The day the district is formed, the current property value in the area is written down as the baseline — a starting line. Everything the town already collects on that baseline keeps flowing exactly where it does today: police, fire, county services, schools.
As values rise over the years, only that new growth on top — the increment — gets partly set aside for the Commons. The base never shrinks. We're only ever sharing a portion of tomorrow's growth, never today's dollars.
Your property tax rate does not change by a penny. No new assessment, no new fee. You pay the same standard 1% you'd pay without the district.
Property values rise over time on their own. The district sets aside a share of that future increase — money that only exists because values grew.
Instead of all that growth scattering into wider budgets, the City and County reinvest an agreed share right here — the library, senior center, road and street improvements, downtown, flood resilience.
By California law, an EIFD cannot capture or touch a single dollar meant for school districts or community colleges. Education funding is untouched.
Because it captures growth, the money starts small and snowballs.

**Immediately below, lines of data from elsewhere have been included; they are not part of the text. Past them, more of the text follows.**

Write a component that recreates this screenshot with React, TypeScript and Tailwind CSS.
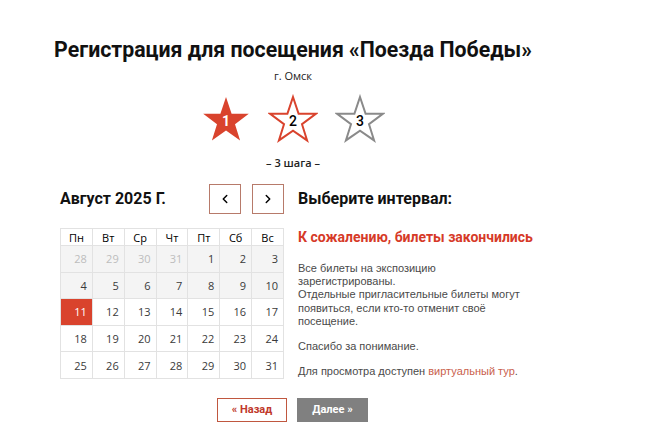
import React from "react";
import { ChevronLeft, ChevronRight } from "lucide-react";

const STAR = "25,2 30.6,18.8 47.8,18.8 34,29.2 39.1,45.4 25,35.6 10.9,45.4 16,29.2 2.2,18.8 19.4,18.8";

function Star({ n, variant }: { n: number; variant: "done" | "active" | "idle" }) {
  const fill = variant === "done" ? "#d9432d" : "#ffffff";
  const stroke = variant === "idle" ? "#8a8a8a" : "#d9432d";
  return (
    <div className="relative h-[50px] w-[50px]">
      <svg viewBox="0 0 50 48" className="h-[50px] w-[50px]">
        <polygon points={STAR} fill={fill} stroke={stroke} strokeWidth={variant === "done" ? 0 : 2} strokeLinejoin="miter" />
      </svg>
      <span
        className={`absolute inset-x-0 top-[20px] text-center font-['Roboto',sans-serif] text-[14px] leading-none ${
          variant === "done" ? "font-bold text-white" : "font-medium text-black"
        }`}
      >
        {n}
      </span>
    </div>
  );
}

const days = ["Пн", "Вт", "Ср", "Чт", "Пт", "Сб", "Вс"];
const weeks: { d: number; muted?: boolean }[][] = [
  [{ d: 28, muted: true }, { d: 29, muted: true }, { d: 30, muted: true }, { d: 31, muted: true }, { d: 1 }, { d: 2 }, { d: 3 }],
  [4, 5, 6, 7, 8, 9, 10].map((d) => ({ d })),
  [11, 12, 13, 14, 15, 16, 17].map((d) => ({ d })),
  [18, 19, 20, 21, 22, 23, 24].map((d) => ({ d })),
  [25, 26, 27, 28, 29, 30, 31].map((d) => ({ d })),
];

export default function App() {
  return (
    <div className="min-h-[443px] w-[656px] bg-white font-['Open_Sans','Liberation_Sans',sans-serif] text-[#222]">
      <div className="flex w-[586px] flex-col items-center pt-[36px]">
        <h1 className="font-['Roboto','Liberation_Sans',sans-serif] text-[21.3px] font-bold leading-[28px] text-[#111]">
          Регистрация для посещения «Поезда Победы»
        </h1>
        <p className="mt-[5px] text-[11px] leading-[14px] text-[#222]">г. Омск</p>
        <div className="mt-[11px] flex gap-[17px]">
          <Star n={1} variant="done" />
          <Star n={2} variant="active" />
          <Star n={3} variant="idle" />
        </div>
        <p className="mt-[12px] text-[11px] font-semibold leading-[14px]">– 3 шага –</p>
      </div>

      <div className="ml-[60px] mt-[14px] flex gap-[14px]">
        <div className="w-[224px]">
          <div className="flex h-[30px] items-center">
            <span className="w-[149px] font-['Roboto','Liberation_Sans',sans-serif] text-[16px] font-bold text-[#111]">
              Август 2025 Г.
            </span>
            <button className="flex h-[30px] w-[32px] items-center justify-center border border-[#b77a6a] text-black">
              <ChevronLeft size={14} strokeWidth={2.5} />
            </button>
            <button className="ml-[11px] flex h-[30px] w-[32px] items-center justify-center border border-[#b77a6a] text-black">
              <ChevronRight size={14} strokeWidth={2.5} />
            </button>
          </div>
          <table className="mt-[14px] w-[224px] table-fixed border-collapse">
            <thead>
              <tr className="h-[17px]">
                {days.map((d) => (
                  <th key={d} className="border border-[#e2e2e2] p-0 text-center text-[11px] font-normal leading-[15px] text-black">
                    {d}
                  </th>
                ))}
              </tr>
            </thead>
            <tbody>
              {weeks.map((w, i) => (
                <tr key={i} className="h-[26.6px]">
                  {w.map((c) => {
                    const sel = c.d === 11 && !c.muted;
                    return (
                      <td
                        key={c.d}
                        className={`border border-[#e2e2e2] px-[5px] pt-[1px] text-right align-middle text-[11px] leading-[14px] ${
                          sel ? "bg-[#d9432d] text-white" : i < 2 ? "bg-[#f4f4f4]" : "bg-white"
                        } ${c.muted ? "text-[#bdbdbd]" : sel ? "" : "text-[#3a3a3a]"}`}
                      >
                        {c.d}
                      </td>
                    );
                  })}
                </tr>
              ))}
            </tbody>
          </table>
        </div>

        <div className="w-[236px]">
          <div className="flex h-[30px] items-center font-['Roboto','Liberation_Sans',sans-serif] text-[16px] font-bold text-[#111]">
            Выберите интервал:
          </div>
          <p className="mt-[14px] whitespace-nowrap font-['Roboto','Liberation_Sans',sans-serif] text-[14px] font-bold leading-[18px] text-[#d63a28]">
            К сожалению, билеты закончились
          </p>
          <div className="mt-[16px] w-[228px] font-['Liberation_Sans',sans-serif] text-[11px] leading-[13.2px] text-[#4a4a4a]">
            <p>
              Все билеты на экспозицию
              <br />
              зарегистрированы.
              <br />
              Отдельные пригласительные билеты могут появиться, если кто-то отменит своё посещение.
            </p>
            <p className="mt-[12px]">Спасибо за понимание.</p>
            <p className="mt-[12px]">
              Для просмотра доступен <span className="text-[#c9614d]">виртуальный тур</span>.
            </p>
          </div>
        </div>
      </div>

      <div className="ml-[217px] mt-[19px] flex gap-[10px]">
        <button className="h-[24px] w-[70px] border border-[#c0573f] bg-white font-['Roboto',sans-serif] text-[11px] font-bold text-[#c0392b]">
          « Назад
        </button>
        <button className="h-[24px] w-[71px] bg-[#808080] font-['Roboto',sans-serif] text-[11px] font-bold text-white">
          Далее »
        </button>
      </div>
    </div>
  );
}
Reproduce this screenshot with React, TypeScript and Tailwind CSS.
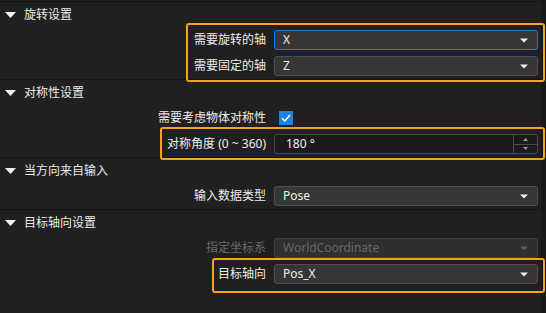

Move the sliders to see how a district near the library and downtown could build a capital fund — without changing anyone's tax rate.

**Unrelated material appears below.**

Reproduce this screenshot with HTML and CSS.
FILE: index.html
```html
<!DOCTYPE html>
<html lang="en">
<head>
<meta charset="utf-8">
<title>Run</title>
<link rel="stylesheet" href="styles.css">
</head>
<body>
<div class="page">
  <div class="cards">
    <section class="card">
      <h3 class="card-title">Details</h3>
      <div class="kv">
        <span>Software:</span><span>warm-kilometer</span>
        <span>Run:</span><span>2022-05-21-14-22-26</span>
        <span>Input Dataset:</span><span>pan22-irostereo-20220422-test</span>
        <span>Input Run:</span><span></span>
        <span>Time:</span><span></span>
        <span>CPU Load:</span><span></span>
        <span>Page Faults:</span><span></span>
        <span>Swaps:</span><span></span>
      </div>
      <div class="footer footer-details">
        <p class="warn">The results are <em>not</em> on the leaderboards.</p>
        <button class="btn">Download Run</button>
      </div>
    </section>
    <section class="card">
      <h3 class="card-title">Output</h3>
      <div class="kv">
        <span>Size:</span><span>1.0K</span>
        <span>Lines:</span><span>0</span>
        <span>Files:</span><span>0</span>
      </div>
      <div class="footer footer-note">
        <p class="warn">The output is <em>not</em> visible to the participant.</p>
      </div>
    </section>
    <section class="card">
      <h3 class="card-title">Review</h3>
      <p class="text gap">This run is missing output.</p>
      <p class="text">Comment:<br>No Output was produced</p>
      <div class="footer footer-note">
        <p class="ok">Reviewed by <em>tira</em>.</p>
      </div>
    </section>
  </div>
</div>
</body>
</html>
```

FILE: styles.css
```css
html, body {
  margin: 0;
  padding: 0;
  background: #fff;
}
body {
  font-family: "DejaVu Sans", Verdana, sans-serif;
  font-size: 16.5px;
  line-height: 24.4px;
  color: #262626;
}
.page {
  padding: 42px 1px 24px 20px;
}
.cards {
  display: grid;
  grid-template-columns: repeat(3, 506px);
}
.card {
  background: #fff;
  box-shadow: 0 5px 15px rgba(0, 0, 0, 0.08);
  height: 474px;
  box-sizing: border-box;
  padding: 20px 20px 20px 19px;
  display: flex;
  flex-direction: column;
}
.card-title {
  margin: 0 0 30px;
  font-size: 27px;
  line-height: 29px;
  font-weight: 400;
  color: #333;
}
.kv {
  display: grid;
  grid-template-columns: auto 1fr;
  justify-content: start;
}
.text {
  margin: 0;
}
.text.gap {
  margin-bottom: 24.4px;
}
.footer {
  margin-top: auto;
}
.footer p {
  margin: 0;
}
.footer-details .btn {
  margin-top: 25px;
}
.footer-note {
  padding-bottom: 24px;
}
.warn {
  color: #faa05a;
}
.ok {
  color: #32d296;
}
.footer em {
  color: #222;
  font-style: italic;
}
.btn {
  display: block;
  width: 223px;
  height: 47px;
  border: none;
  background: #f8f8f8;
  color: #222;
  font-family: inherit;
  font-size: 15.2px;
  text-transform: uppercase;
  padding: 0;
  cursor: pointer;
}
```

Adjust the four dials. Everything updates live.
In this example, over 30 years the district could set aside about $21 million for the Commons — money that only exists because property values grew, with no change to anyone's tax rate.
This is a simplified illustration to show the shape of how an EIFD works — not a formal projection. Real figures come from a professional feasibility study (the City is exploring this with public-finance advisors). Actual district boundaries, growth rates, and the exact share each agency contributes are set through the public process described below.
| The question | What it IS | What it is NOT |
|---|---|---|
| Your taxes | A capture of future, natural growth in property tax | A new tax, fee, or assessment on property owners |
| Schools | Legally barred from touching school or college funding | A drain on local schools or community colleges |
| What it funds | Long-term capital — buildings, parks, streets, resilience | Day-to-day operating costs or staffing |
| Who decides | Formed by local elected bodies after public hearings | Something imposed with no public process |
| The risk | Backed only by the growth it captures | A debt on the City or County general fund |
Both, and it's worth being straight about it. An EIFD captures value growth that happens for any reason — the automatic Prop 13 increase, homes changing hands, new construction. So the Commons does not have to single-handedly cause the growth for the district to work. It depends on that broad, natural growth to fill the fund.
But a strong project also helps. A vibrant civic hub and a walkable two-way downtown draw investment, lift nearby property values, and prime the pump. That connection — in the professionals' language, the "but-for" case: but for this investment, this growth wouldn't happen — is exactly what makes the strongest districts. So the most honest framing is: it leans on growth to function, and it strengthens growth to justify itself.
Forming an EIFD follows a strict, public sequence — the steps must happen in order, with real waiting periods for the community to weigh in. Because Sebastopol serves as the hub for West County, partnering with Sonoma County lets both put a share of their growth toward shared assets like the library, senior center, and surrounding road and street improvements.
The Sebastopol City Council and Sonoma County Board of Supervisors each adopt a "Resolution of Intention," and form a joint Public Financing Authority — the board that will run the district. By law it must include elected officials plus at least two everyday members of the public who live or work in the district.
Staff and finance advisors write the Infrastructure Financing Plan — the master document. It draws the district boundaries, projects 30–45 years of growth, sets the exact share each agency contributes, and lists the specific projects eligible for funding (the Commons hub, library upgrades, road and street improvements, walkable downtown corridors).
A series of noticed public meetings, with required waiting periods between them, so no one is rushed.
Intro meeting → 60+ days → First hearing → 30+ days → Protest hearingAt the final hearing the formal protest period closes. If fewer than 25% of landowners or registered voters formally object, the Authority can adopt the plan. If a majority protest, it stops.
Once approved, the plan is filed with the State and the County Assessor. Today's property values are locked in as the baseline, and the district begins capturing its agreed share of future growth — for up to 45 years.
Because the fund grows gradually, an EIFD is rarely a lump sum on day one. It's usually paired with early grants or county seed money to break ground — and then the growing increment either reimburses those costs over time or pays off construction bonds. Think of it as a dependable, long-term engine that makes a big project financially possible, not a check that clears tomorrow.
That's why anchoring Building the Commons inside a financing plan matters: it gives the project the institutional permanence and funding runway a true regional asset needs.
Framed as a regional civic anchor — not just a building remodel — an EIFD is the most sensible, no-new-tax way for the City and County to co-invest in West County's future. I'll keep sharing plain-English updates as this moves forward.